The tree browser, allura.controllers.repository.TreeBrowser, holds the view for viewing the file system contents at a specific path for a given commit. The only complication here is that, instead of parsing out the entire tree path at once, it recursively dispatches to itself to build up the path a piece at a time. Tree browsing also depends on the Last Commit Logic to create the data needed to display the last commit that touched each file or directory within the given directory.

Last Commit Logic

Determining which commit was the last to touch a given set of files or directories can be complicated, depending on the specific SCM tool. Git and Mercurial require manually walking up the commit history to discover this information, while SVN can return it all from a single info2 command (though the SVN call will be significantly slower than any individual call to Git or Mercurial). Because this can sometimes be costly to generate, it is cached via the allura.model.repository.LastCommit model.
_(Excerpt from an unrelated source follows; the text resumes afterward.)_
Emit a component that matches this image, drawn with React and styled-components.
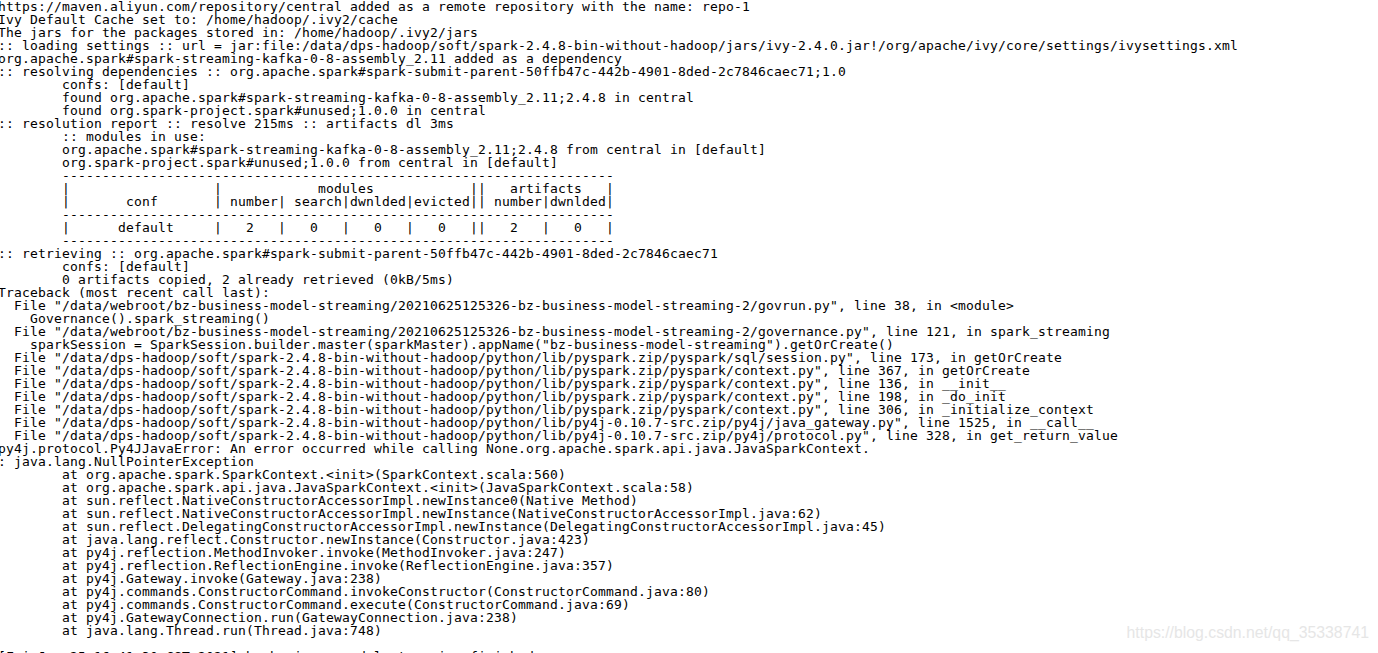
import styled, { createGlobalStyle } from 'styled-components';

const GlobalStyle = createGlobalStyle`
  html, body {
    margin: 0;
    padding: 0;
    background: #ffffff;
    overflow: hidden;
  }
`;

const DIVIDER = '\t' + '-'.repeat(69);
const DATA = '/data/dps-hadoop/soft/spark-2.4.8-bin-without-hadoop/python/lib';
const WEBROOT = '/data/webroot/bz-business-model-streaming/20210625125326-bz-business-model-streaming-2';

const lines = [
  'https://maven.aliyun.com/repository/central added as a remote repository with the name: repo-1',
  'Ivy Default Cache set to: /home/hadoop/.ivy2/cache',
  'The jars for the packages stored in: /home/hadoop/.ivy2/jars',
  ':: loading settings :: url = jar:file:/data/dps-hadoop/soft/spark-2.4.8-bin-without-hadoop/jars/ivy-2.4.0.jar!/org/apache/ivy/core/settings/ivysettings.xml',
  'org.apache.spark#spark-streaming-kafka-0-8-assembly_2.11 added as a dependency',
  ':: resolving dependencies :: org.apache.spark#spark-submit-parent-50ffb47c-442b-4901-8ded-2c7846caec71;1.0',
  '\tconfs: [default]',
  '\tfound org.apache.spark#spark-streaming-kafka-0-8-assembly_2.11;2.4.8 in central',
  '\tfound org.spark-project.spark#unused;1.0.0 in central',
  ':: resolution report :: resolve 215ms :: artifacts dl 3ms',
  '\t:: modules in use:',
  '\torg.apache.spark#spark-streaming-kafka-0-8-assembly_2.11;2.4.8 from central in [default]',
  '\torg.spark-project.spark#unused;1.0.0 from central in [default]',
  DIVIDER,
  '\t|                  |            modules            ||   artifacts   |',
  '\t|       conf       | number| search|dwnlded|evicted|| number|dwnlded|',
  DIVIDER,
  '\t|      default     |   2   |   0   |   0   |   0   ||   2   |   0   |',
  DIVIDER,
  ':: retrieving :: org.apache.spark#spark-submit-parent-50ffb47c-442b-4901-8ded-2c7846caec71',
  '\tconfs: [default]',
  '\t0 artifacts copied, 2 already retrieved (0kB/5ms)',
  'Traceback (most recent call last):',
  `  File "${WEBROOT}/govrun.py", line 38, in <module>`,
  '    Governance().spark_streaming()',
  `  File "${WEBROOT}/governance.py", line 121, in spark_streaming`,
  '    sparkSession = SparkSession.builder.master(sparkMaster).appName("bz-business-model-streaming").getOrCreate()',
  `  File "${DATA}/pyspark.zip/pyspark/sql/session.py", line 173, in getOrCreate`,
  `  File "${DATA}/pyspark.zip/pyspark/context.py", line 367, in getOrCreate`,
  `  File "${DATA}/pyspark.zip/pyspark/context.py", line 136, in __init__`,
  `  File "${DATA}/pyspark.zip/pyspark/context.py", line 198, in _do_init`,
  `  File "${DATA}/pyspark.zip/pyspark/context.py", line 306, in _initialize_context`,
  `  File "${DATA}/py4j-0.10.7-src.zip/py4j/java_gateway.py", line 1525, in __call__`,
  `  File "${DATA}/py4j-0.10.7-src.zip/py4j/protocol.py", line 328, in get_return_value`,
  'py4j.protocol.Py4JJavaError: An error occurred while calling None.org.apache.spark.api.java.JavaSparkContext.',
  ': java.lang.NullPointerException',
  '\tat org.apache.spark.SparkContext.<init>(SparkContext.scala:560)',
  '\tat org.apache.spark.api.java.JavaSparkContext.<init>(JavaSparkContext.scala:58)',
  '\tat sun.reflect.NativeConstructorAccessorImpl.newInstance0(Native Method)',
  '\tat sun.reflect.NativeConstructorAccessorImpl.newInstance(NativeConstructorAccessorImpl.java:62)',
  '\tat sun.reflect.DelegatingConstructorAccessorImpl.newInstance(DelegatingConstructorAccessorImpl.java:45)',
  '\tat java.lang.reflect.Constructor.newInstance(Constructor.java:423)',
  '\tat py4j.reflection.MethodInvoker.invoke(MethodInvoker.java:247)',
  '\tat py4j.reflection.ReflectionEngine.invoke(ReflectionEngine.java:357)',
  '\tat py4j.Gateway.invoke(Gateway.java:238)',
  '\tat py4j.commands.ConstructorCommand.invokeConstructor(ConstructorCommand.java:80)',
  '\tat py4j.commands.ConstructorCommand.execute(ConstructorCommand.java:69)',
  '\tat py4j.GatewayConnection.run(GatewayConnection.java:238)',
  '\tat java.lang.Thread.run(Thread.java:748)',
  '',
  '[Fri Jun 25 16:41:30 CST 2021] bz-business-model-streaming finished',
];

export default function App() {
  return (
    <>
      <GlobalStyle />
      <Screen>
        <Console>
          {lines.map((text, i) => (
            <Line key={i}>{text || ' '}</Line>
          ))}
        </Console>
        <Watermark>https://blog.csdn.net/qq_35338741</Watermark>
      </Screen>
    </>
  );
}

const Screen = styled.div`
  position: relative;
  width: 1378px;
  height: 653px;
  overflow: hidden;
  background: #ffffff;
`;

const Console = styled.div`
  display: flex;
  flex-direction: column;
  margin-left: -2px;
  font-family: 'DejaVu Sans Mono', 'Liberation Mono', monospace;
  font-size: 13px;
  letter-spacing: 0.173px;
  line-height: 13px;
  color: #000000;
  tab-size: 8;
`;

const Line = styled.div`
  height: 13px;
  white-space: pre;
`;

const Watermark = styled.div`
  position: absolute;
  right: 9px;
  bottom: 11px;
  font-family: 'Liberation Sans', Arial, sans-serif;
  font-size: 15.8px;
  color: #e6e6e6;
  white-space: nowrap;
`;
This will generate the data on demand by calling the underlying SCM tool, if necessary, but the data is currently pre-generated during the post-push refresh logic for Git and Mercurial.

The overall logic for generating this data for Git and Mercurial is as follows:

  1. All items modified in the current commit get their info from the current commit
  2. The info for the remaining items is found:
  • If there is a LastCommit record for the parent directory, all of the remaining items get their info from the previous LastCommit
  • Otherwise, the list of remaining items is sent to the SCM implementation, which repeatedly asks the SCM for the last commit to touch any of the items for which we are missing information, removing items from the list as commits are reported as having modified them
  1. Once all of the items have information, or if a processing timeout is reached, the gathered information is saved in the LastCommit model and returned

Indexless

Currently, there are model classes which encapsulate SCM metadata (such as commits, file system structure, etc) in a generic (agnostic to the underlying tool implementation) way. However, this means that we’re duplicating in mongo a lot of data that is already tracked by the underlying SCM tool, and this data must also be indexed for new repos and after every subsequent push before the commits or files are browsable via the web interface.

To minimize this duplication of data and reduce or eliminate the delay between commits being pushed and them being visible, we are trying to move toward a lightweight API layer that requests the data from the underlying SCM tool directly, with intelligent caching at the points and in the format that makes the most sense to make rendering the SCM pages as fast as possible.